気持ちが焦り始めたのを自覚します。落ち着かないとまずい。深呼吸して後ろを振り返ります。景色を見て落ち着こう。すると思わず声が出ました。
「うわー!すっげー何これ!」
他に登山者さんがたくさんいる中で大きな声が出ました。眼下に果てしなく広がる緑の上を飛ぶように走る雲の影。そのコントラストの彼方でくっきりと天地を分ける、八ヶ岳の明瞭な稜線……自分がいま置かれている状況をしばし忘れました。よし、これで動ける。落ち着いた。また登りはじめよう。ところが、余計なことに気づいてしまったのです。
(あれ?何この高さ?)
蓼科山山頂直下の岩場は、途中で樹林を抜ける場所があります。そこでは背後に絶景を得られると同時に、高度感も得られてしまうのでした。気づいた瞬間、手足がキュッと竦むのを自覚します。これまで私が登ってきた中で高度感がある場所はなかったのです。そういえば嫁さんと初めてデートしたのは新宿の新都庁ビルの展望台でした。高いところが怖いのを悟られないようにするのに必死だったっけ……なんてことを脈絡もなく考え始めるからもういけません。ただでさえ鈍かった手足がますます動かなくなってしまう。

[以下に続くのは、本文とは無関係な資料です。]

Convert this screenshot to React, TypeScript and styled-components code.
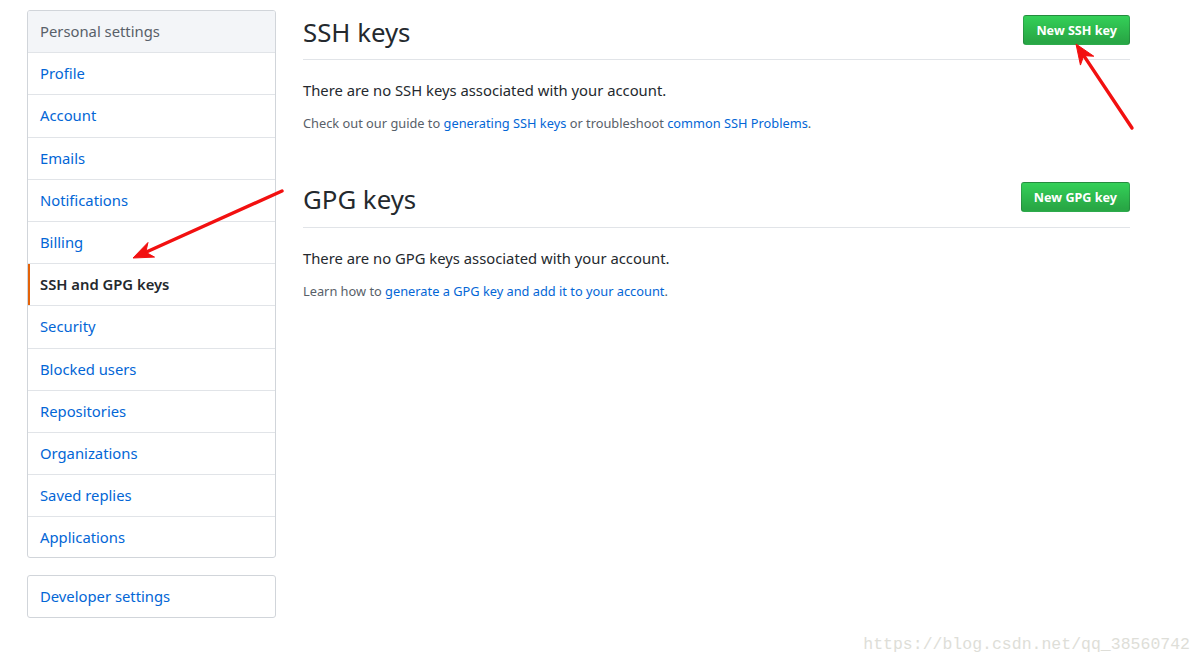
import React, { FC } from "react";
import styled, { createGlobalStyle } from "styled-components";

const GlobalStyle = createGlobalStyle`
  html, body {
    margin: 0;
    padding: 0;
    background: #ffffff;
  }
  body {
    font-family: "Noto Sans", "Liberation Sans", sans-serif;
    font-size: 14.8px;
    color: #24292e;
  }
`;

const Page = styled.div`
  position: relative;
  width: 1201px;
  height: 663px;
  overflow: hidden;
  display: flex;
  align-items: flex-start;
  gap: 27px;
  padding: 10px 0 0 27px;
  box-sizing: border-box;
`;

const SideColumn = styled.div`
  width: 249px;
  flex-shrink: 0;
  display: flex;
  flex-direction: column;
  gap: 17px;
`;

const Menu = styled.nav`
  border: 1px solid #d1d5da;
  border-radius: 3px;
  background: #fff;
  overflow: hidden;
`;

const MenuHeading = styled.div`
  padding: 10px 12px;
  line-height: 21.2px;
  background: #f3f5f8;
  color: #586069;
  border-bottom: 1px solid #e1e4e8;
`;

const MenuItem = styled.a<{ selected?: boolean; tail?: boolean }>`
  display: block;
  position: relative;
  padding: 10px 12px ${({ tail }) => (tail ? 8 : 10)}px;
  line-height: 21.2px;
  color: ${({ selected }) => (selected ? "#24292e" : "#0366d6")};
  font-weight: ${({ selected }) => (selected ? 600 : 400)};
  text-decoration: none;
  border-bottom: 1px solid #e1e4e8;
  cursor: pointer;

  &:last-child {
    border-bottom: none;
  }

  ${({ selected }) =>
    selected &&
    `
    &::before {
      content: "";
      position: absolute;
      left: 0;
      top: 0;
      bottom: 0;
      width: 2px;
      background: #e36209;
    }
  `}
`;

const Main = styled.main`
  width: 827px;
  padding-top: 4px;
`;

const Section = styled.section`
  & + & {
    margin-top: 48px;
  }
`;

const Subhead = styled.div<{ pad: number }>`
  display: flex;
  justify-content: space-between;
  align-items: flex-start;
  padding-bottom: ${({ pad }) => pad}px;
  border-bottom: 1px solid #e1e4e8;
`;

const Heading = styled.h2`
  margin: 0;
  font-size: 25.8px;
  font-weight: 400;
  line-height: 36px;
  color: #24292e;
`;

const GreenButton = styled.button`
  margin-top: 1px;
  height: 30px;
  padding: 0 12px;
  font-family: inherit;
  font-size: 12.6px;
  font-weight: 700;
  color: #fff;
  background: linear-gradient(-180deg, #34d058 0%, #28a745 90%);
  border: 1px solid rgba(27, 31, 35, 0.2);
  border-radius: 3px;
  cursor: pointer;
`;

const Blank = styled.p`
  margin: 20px 0 0;
  line-height: 21px;
  font-size: 14.8px;
`;

const Note = styled.p`
  margin: 12px 0 0;
  font-size: 12.8px;
  line-height: 20px;
  color: #586069;

  a {
    color: #0366d6;
    text-decoration: none;
  }
`;

const Overlay = styled.svg`
  position: absolute;
  left: 0;
  top: 0;
  pointer-events: none;
`;

const Watermark = styled.div`
  position: absolute;
  right: 11px;
  bottom: 9px;
  font-family: "Liberation Mono", "DejaVu Sans Mono", monospace;
  font-size: 16.5px;
  color: #deded8;
`;

const items = [
  "Profile",
  "Account",
  "Emails",
  "Notifications",
  "Billing",
  "SSH and GPG keys",
  "Security",
  "Blocked users",
  "Repositories",
  "Organizations",
  "Saved replies",
  "Applications",
];

type ArrowProps = { x1: number; y1: number; x2: number; y2: number };

const Arrow: FC<ArrowProps> = ({ x1, y1, x2, y2 }) => {
  const ang = Math.atan2(y2 - y1, x2 - x1);
  const len = 20;
  const wid = 8;
  const bx = x2 - Math.cos(ang) * len;
  const by = y2 - Math.sin(ang) * len;
  const px = -Math.sin(ang) * wid;
  const py = Math.cos(ang) * wid;
  const nx = x2 - Math.cos(ang) * (len - 6);
  const ny = y2 - Math.sin(ang) * (len - 6);
  return (
    <g fill="#f21010" stroke="#f21010">
      <line x1={x1} y1={y1} x2={nx} y2={ny} strokeWidth={3.4} strokeLinecap="round" />
      <polygon
        points={`${x2},${y2} ${bx + px},${by + py} ${nx},${ny} ${bx - px},${by - py}`}
        strokeWidth={1}
        strokeLinejoin="round"
      />
    </g>
  );
};

const App: FC = () => {
  return (
    <Page>
      <GlobalStyle />
      <SideColumn>
        <Menu>
          <MenuHeading>Personal settings</MenuHeading>
          {items.map((item, i) => (
            <MenuItem
              key={item}
              selected={item === "SSH and GPG keys"}
              tail={i === items.length - 1}
            >
              {item}
            </MenuItem>
          ))}
        </Menu>
        <Menu>
          <MenuItem>Developer settings</MenuItem>
        </Menu>
      </SideColumn>
      <Main>
        <Section>
          <Subhead pad={9}>
            <Heading>SSH keys</Heading>
            <GreenButton>New SSH key</GreenButton>
          </Subhead>
          <Blank>There are no SSH keys associated with your account.</Blank>
          <Note>
            Check out our guide to <a>generating SSH keys</a> or troubleshoot{" "}
            <a>common SSH Problems</a>.
          </Note>
        </Section>
        <Section>
          <Subhead pad={10}>
            <Heading>GPG keys</Heading>
            <GreenButton>New GPG key</GreenButton>
          </Subhead>
          <Blank>There are no GPG keys associated with your account.</Blank>
          <Note>
            Learn how to <a>generate a GPG key and add it to your account</a>.
          </Note>
        </Section>
      </Main>
      <Overlay width={1201} height={663}>
        <Arrow x1={1132} y1={128} x2={1076} y2={44} />
        <Arrow x1={282} y1={191} x2={133} y2={258} />
      </Overlay>
      <Watermark>https://blog.csdn.net/qq_38560742</Watermark>
    </Page>
  );
};

export default App;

上を見ると、先を行っていた父が心配そうに見下ろしています。その隣を、スタスタと歩きながら下山する人が抜けてきました。あ、そうか。それを見た時に閃きます。ビビってるからだめなんだ。ビビりさえしなけりゃあんな風に普通に歩ける場所なんだ、ここは。
「おーい、父さん。」
上にいる父に呼びかけました。人間、デカい声出しゃどうにかなるもんだ。
「俺、降りる自信ねえからもう山頂に住むわ!遭難届出さねえでくれよ!」
スタスタと降りてきたその人が足を止めました。
「わっはっは!上に山荘あるからそこでバイトして暮らせばいいよ!」
「そっすね!あ、でも冬どうすりゃいいんですかね?」
声を出して笑い合った後、また少し振り向きます。いい景色だ。もう怖くない。また登れる。もたもた、もたもた。それでもしっかり、安全に慎重に。そしてどうにか、とうとう山頂へ。

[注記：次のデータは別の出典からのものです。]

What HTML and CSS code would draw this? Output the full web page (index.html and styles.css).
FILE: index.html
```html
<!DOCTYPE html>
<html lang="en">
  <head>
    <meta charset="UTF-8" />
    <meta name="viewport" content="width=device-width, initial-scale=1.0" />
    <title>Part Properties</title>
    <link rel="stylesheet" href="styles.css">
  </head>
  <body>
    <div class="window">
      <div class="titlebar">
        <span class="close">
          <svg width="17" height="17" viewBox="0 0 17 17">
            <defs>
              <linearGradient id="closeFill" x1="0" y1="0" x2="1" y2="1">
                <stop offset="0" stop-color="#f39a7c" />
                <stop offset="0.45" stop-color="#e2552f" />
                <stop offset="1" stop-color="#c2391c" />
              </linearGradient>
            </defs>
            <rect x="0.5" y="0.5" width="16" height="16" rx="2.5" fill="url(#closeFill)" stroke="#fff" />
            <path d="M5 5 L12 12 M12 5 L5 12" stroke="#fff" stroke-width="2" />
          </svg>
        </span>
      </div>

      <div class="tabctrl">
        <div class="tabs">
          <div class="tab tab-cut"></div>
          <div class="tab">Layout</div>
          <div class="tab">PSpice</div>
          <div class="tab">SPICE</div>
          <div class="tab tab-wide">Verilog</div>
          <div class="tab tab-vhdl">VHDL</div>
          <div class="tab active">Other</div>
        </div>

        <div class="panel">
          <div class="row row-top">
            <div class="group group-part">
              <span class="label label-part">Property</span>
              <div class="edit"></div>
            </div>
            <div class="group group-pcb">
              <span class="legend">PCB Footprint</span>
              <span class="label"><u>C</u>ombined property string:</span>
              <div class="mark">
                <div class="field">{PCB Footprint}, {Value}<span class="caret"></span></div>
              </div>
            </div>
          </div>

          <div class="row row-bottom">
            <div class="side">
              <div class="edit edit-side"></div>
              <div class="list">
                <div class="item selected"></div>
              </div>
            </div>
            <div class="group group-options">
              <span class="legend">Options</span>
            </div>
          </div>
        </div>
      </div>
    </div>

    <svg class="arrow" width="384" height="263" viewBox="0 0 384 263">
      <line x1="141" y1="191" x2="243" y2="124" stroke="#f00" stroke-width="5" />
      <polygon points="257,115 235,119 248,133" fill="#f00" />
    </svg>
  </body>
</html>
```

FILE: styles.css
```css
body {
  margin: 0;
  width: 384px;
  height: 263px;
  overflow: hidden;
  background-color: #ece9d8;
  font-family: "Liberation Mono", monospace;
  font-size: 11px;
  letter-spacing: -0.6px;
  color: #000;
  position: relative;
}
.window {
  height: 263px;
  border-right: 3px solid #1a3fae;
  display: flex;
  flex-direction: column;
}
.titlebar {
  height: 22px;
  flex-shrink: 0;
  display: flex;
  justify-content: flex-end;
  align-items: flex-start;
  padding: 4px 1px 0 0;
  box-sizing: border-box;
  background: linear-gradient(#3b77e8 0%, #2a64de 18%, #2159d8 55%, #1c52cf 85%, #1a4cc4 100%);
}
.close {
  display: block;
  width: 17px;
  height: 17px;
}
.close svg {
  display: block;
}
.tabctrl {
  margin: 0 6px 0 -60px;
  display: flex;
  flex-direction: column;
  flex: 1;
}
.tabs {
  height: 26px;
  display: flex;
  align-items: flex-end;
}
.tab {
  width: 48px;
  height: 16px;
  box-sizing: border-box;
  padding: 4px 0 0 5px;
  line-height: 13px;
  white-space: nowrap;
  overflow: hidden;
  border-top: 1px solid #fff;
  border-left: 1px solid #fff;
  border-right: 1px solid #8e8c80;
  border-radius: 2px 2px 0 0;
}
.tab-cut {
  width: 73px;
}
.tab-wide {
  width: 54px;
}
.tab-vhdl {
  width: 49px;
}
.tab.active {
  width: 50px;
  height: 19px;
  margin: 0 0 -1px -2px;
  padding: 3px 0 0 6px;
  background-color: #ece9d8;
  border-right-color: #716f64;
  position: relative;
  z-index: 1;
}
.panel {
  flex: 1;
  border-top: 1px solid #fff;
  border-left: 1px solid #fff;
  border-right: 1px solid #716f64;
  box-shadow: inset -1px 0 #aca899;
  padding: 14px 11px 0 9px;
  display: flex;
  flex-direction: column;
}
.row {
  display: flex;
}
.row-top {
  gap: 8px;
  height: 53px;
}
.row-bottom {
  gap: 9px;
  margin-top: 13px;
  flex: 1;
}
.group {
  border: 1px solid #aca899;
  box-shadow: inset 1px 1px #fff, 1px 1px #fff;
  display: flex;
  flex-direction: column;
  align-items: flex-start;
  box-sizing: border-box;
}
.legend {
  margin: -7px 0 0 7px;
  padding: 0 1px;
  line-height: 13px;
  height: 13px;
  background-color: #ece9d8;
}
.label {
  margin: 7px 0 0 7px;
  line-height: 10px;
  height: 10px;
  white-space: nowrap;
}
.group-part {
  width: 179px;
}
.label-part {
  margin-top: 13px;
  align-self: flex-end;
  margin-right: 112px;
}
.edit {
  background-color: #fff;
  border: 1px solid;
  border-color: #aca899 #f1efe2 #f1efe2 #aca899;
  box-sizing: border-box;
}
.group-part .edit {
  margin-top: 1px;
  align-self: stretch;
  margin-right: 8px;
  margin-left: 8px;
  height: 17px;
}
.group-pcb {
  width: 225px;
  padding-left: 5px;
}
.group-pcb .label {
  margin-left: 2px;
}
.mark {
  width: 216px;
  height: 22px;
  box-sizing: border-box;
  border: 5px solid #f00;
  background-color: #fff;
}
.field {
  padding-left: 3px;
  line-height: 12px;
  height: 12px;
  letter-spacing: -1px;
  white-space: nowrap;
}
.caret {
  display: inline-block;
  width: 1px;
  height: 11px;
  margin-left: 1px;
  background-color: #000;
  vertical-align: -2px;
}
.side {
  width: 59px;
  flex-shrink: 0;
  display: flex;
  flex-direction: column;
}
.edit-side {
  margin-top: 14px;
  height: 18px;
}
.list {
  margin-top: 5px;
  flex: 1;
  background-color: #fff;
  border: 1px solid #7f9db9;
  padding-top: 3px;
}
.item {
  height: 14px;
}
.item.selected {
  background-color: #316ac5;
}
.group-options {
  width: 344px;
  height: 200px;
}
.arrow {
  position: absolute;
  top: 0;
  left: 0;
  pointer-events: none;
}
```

思い返して文章にしてみるだけでも冷や汗が出ます。父のセリフではありませんが、「えらいところに来ちまったな」と。自分が如何にへたっぴであるかを自覚すると同時にこのへたっぴを、あの下山の人が笑ってくれただけでどれほど助けてくれたのかも思わずにはいられません。山ってとても大変なところだけど、ものすごく楽しいところだ。
とても長くなってしまいました。反省点がたくさん、たくさん残った山行になりはしましたが、帰路に父が言ってくれた一言があったから、まあよしとすることにします。